For many situations, fair market value is used to determine the business' value. This provides a fair distribution of the tax burden between the existing owner and the future owner of the business. It's also one of the most commonly-used approaches to valuing a business. However, in some situations, future income levels may be considered in a business that is currently growing. A good example of this is for key personnel insurance, where that individual is vital to the continued growth of the business. If that individual was incapacitated, it may cost the business future income, so it's important to own a policy that meets those future expectations.

Another area where a family business is different that a regular business is in community reputation and goodwill. Because a multi-generation business typically has some significant amount of history, it often has built significant goodwill in the community. The reputation that has been built over the decades and the existing consumer base will provide a new owner with a great deal of leverage as compared to a relative newcomer in the community. This reputation and goodwill must be taken into account during the valuation process to ensure the full value of the business is calculated.
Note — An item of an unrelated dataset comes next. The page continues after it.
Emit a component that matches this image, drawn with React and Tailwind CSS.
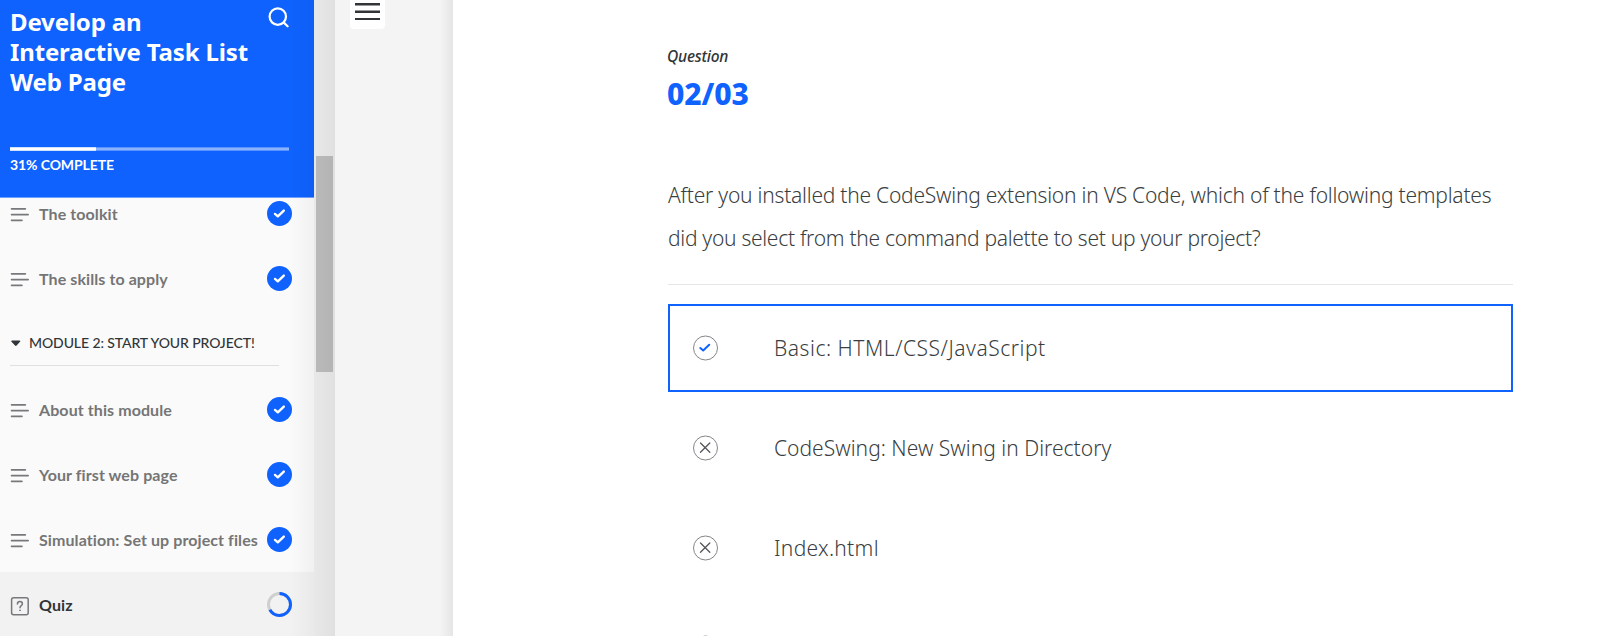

Because family businesses are passed from one family member to the next, it's generally expected that the business will continue to see strong performance in the industry. When compared to the general uncertainty of a business that is being purchased by a stranger, family businesses are typically much more stable. Knowing that the business will stay within the family reassures customers and investors that past performance levels will be retained into the future, building confidence in the company and ensuring a promising tomorrow.

Valuing a family owned business requires a special skill set and knowledge so that the unique facets of that business are acknowledged during the process. A certified business appraiser has spent a significant amount of time being trained in aspects of company valuation using standardized methodologies in the process. If you're considering having a business appraisal completed on your family business, make sure your appraiser has certification and is experienced in appraising in family businesses.